According to Reuters reports, a German man who was caught collecting welfare payments while holding a grey-market job was sentenced to 720 hours of community service. He was assigned to work as a cleaner at the Evangelical Kindergarten St. Petri in Melle. According to Osnabrück prosecutor's office spokesman Alexander Retemeyer, a colleague 'didn't read the file' so didn't notice that the man had three paedophilia convictions on his record. This information came to light after the head of the kindergarten caught the man fondling himself in front of two children.

Oslo's Leif Harry Ersland was finished with the nail gun he'd borrowed, so he sent the owner a text message: 'the gun is on the cabin steps'. He entered the telephone number incorrectly, though, and the recipient of the message contacted the police. Officers visited Ersland's home and questioned his partner, Hilde Pedersen, about the apparent arms deal for 45 minutes. She said she'd known nothing of the text message and found the experience 'very unpleasant'. Half an hour after leaving, the officers rang to tell her that there had been a misunderstanding.

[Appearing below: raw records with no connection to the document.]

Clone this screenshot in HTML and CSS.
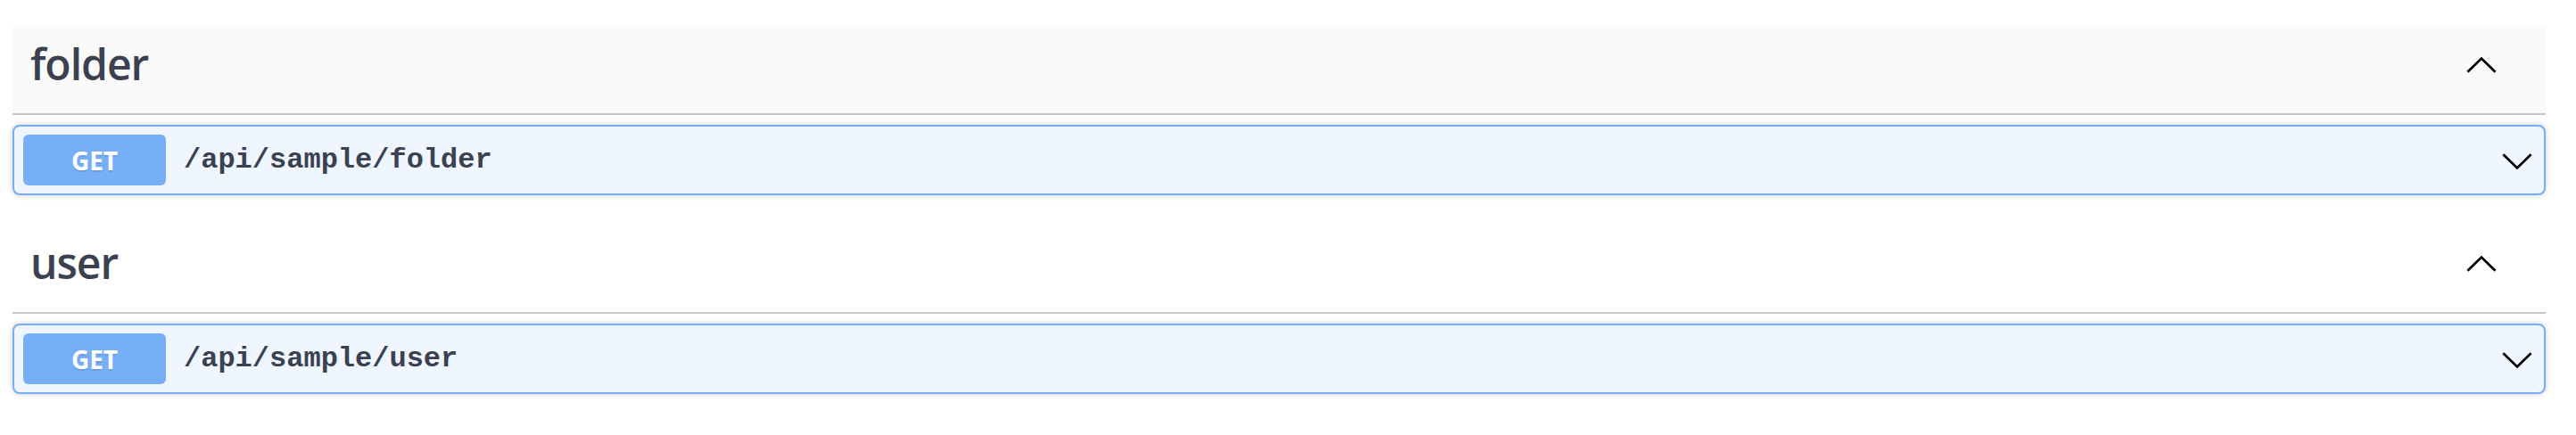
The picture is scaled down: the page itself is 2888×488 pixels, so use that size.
FILE: index.html
```html
<!DOCTYPE html>
<html lang="en">
<head>
<meta charset="utf-8">
<title>Swagger</title>
<link rel="stylesheet" href="styles.css">
</head>
<body>
<div class="wrapper">
  <section class="tag-section">
    <div class="tag tag-hover">
      <h3 class="tag-name">folder</h3>
      <button class="expand" aria-label="collapse">
        <svg class="arrow" width="40" height="40" viewBox="0 0 20 20"><polyline points="2.2,13.4 10,5.8 17.8,13.4"/></svg>
      </button>
    </div>
    <div class="opblock">
      <span class="method">GET</span>
      <span class="path">/api/sample/folder</span>
      <svg class="arrow" width="40" height="40" viewBox="0 0 20 20"><polyline points="2.2,6.6 10,14.2 17.8,6.6"/></svg>
    </div>
  </section>
  <section class="tag-section">
    <div class="tag">
      <h3 class="tag-name">user</h3>
      <button class="expand" aria-label="collapse">
        <svg class="arrow" width="40" height="40" viewBox="0 0 20 20"><polyline points="2.2,13.4 10,5.8 17.8,13.4"/></svg>
      </button>
    </div>
    <div class="opblock">
      <span class="method">GET</span>
      <span class="path">/api/sample/user</span>
      <svg class="arrow" width="40" height="40" viewBox="0 0 20 20"><polyline points="2.2,6.6 10,14.2 17.8,6.6"/></svg>
    </div>
  </section>
</div>
</body>
</html>
```
FILE: styles.css
```css
html, body {
  margin: 0;
  padding: 0;
  background: #ffffff;
}

.wrapper {
  padding: 28px 0 0 14px;
  width: 2840px;
}

.tag {
  display: flex;
  align-items: center;
  box-sizing: border-box;
  height: 101px;
  padding: 0 52px 7px 20px;
  border-bottom: 2px solid #c4c6cb;
}

.tag-hover {
  background: #fafafa;
}

.tag-name {
  flex: 1;
  margin: 0;
  font-family: "Open Sans", "Noto Sans", sans-serif;
  font-size: 48px;
  font-weight: 600;
  line-height: 48px;
  color: #3b4151;
  letter-spacing: -1px;
  position: relative;
  top: -2px;
}

.expand {
  display: flex;
  padding: 0;
  margin: 0;
  border: none;
  background: none;
}

.arrow {
  display: block;
  fill: none;
  stroke: #000000;
  stroke-width: 1.35;
  stroke-linecap: butt;
  stroke-linejoin: miter;
}

.opblock {
  display: flex;
  align-items: center;
  box-sizing: border-box;
  height: 79px;
  margin: 11px 0 32px;
  padding: 0 10px;
  border: 2px solid #77aef8;
  border-radius: 8px;
  background: #eff6ff;
  box-shadow: 0 0 6px rgba(0, 0, 0, 0.19);
}

.method {
  box-sizing: border-box;
  width: 160px;
  height: 57px;
  display: flex;
  align-items: center;
  justify-content: center;
  border-radius: 6px;
  background: #77aef8;
  color: #ffffff;
  font-family: "Open Sans", "Noto Sans", sans-serif;
  font-size: 28px;
  font-weight: 700;
  text-shadow: 0 2px 0 rgba(0, 0, 0, 0.1);
}

.path {
  flex: 1;
  padding: 0 20px;
  font-family: "Liberation Mono", "Courier New", monospace;
  font-size: 32px;
  font-weight: 700;
  color: #3b4151;
}
```
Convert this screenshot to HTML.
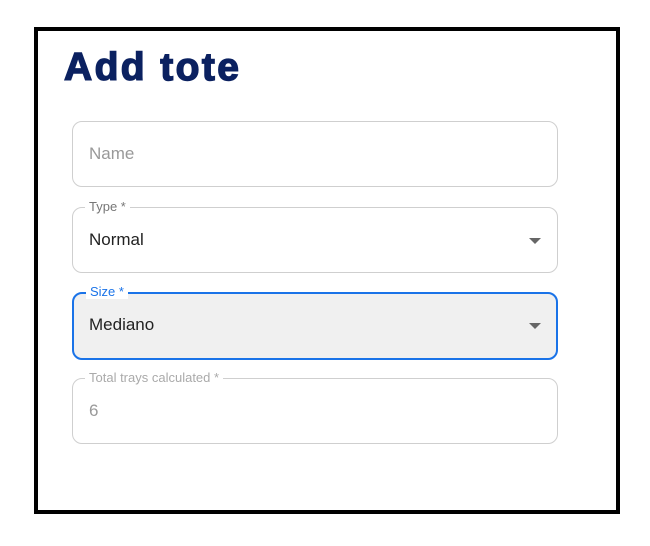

According to AP reports, a 66-year-old man in Southworth, Washington, who was trying to loosen the final lug nut on the wheel of his car decided to approach the task with a 12-gauge shotgun, from about arm's length. According to Kitsap County Deputy Scott Wilson, the buckshot and debris left him with serious injuries, and he was taken to hospital with wounds from his legs to his chin. Wilson reported that the man was not intoxicated.

Charles Tucker, Jr, apparently wanted to sneak back into his girlfriend's home in St. Augustine, Florida, after she'd kicked him out. The 32-year-old Tucker couldn't fit through her cat door, however, and became stuck. It was there that police officers found him the next morning, dead. Witnesses believe he'd passed out when becoming stuck, since there was no sign of a struggle and his girlfriend apparently hadn't heard him trying to get in. An autopsy is pending.

When Myrna Jones, 65, was at a casino in Yonkers, New York, a video slot machine informed her that she'd won $80 but didn't spit out the winning ticket. A mechanic opened the machine and didn't find the ticket, so a security officer (a plain-clothes state trooper) questioned Jones in a back room. She said the officer told her: 'On camera it shows you put the ticket in your bra.' Jones explained that it showed she had taken a dollar from her bra to put into the machine. To prove that she hadn't secreted the ticket there, she said, 'I pulled up the sweater and unhooked the bra and she told me to pull up my shirt.'
In the end, said Jones, after two and a half hours, 'they came and said they found the ticket [...] in the machine.' Suing for an undetermined amount in damages, she said she wants to prevent others from being similarly humiliated.

In Waupaca County, Wisconsin, Thomas Hille hit a deer with his truck and pulled onto the hard shoulder to summon help. Then, a minivan struck the deer, and driver Dennis La Coss lost control. His car then hit Hille's truck and ended up on fire in a ditch. Both drivers escaped with minor injuries.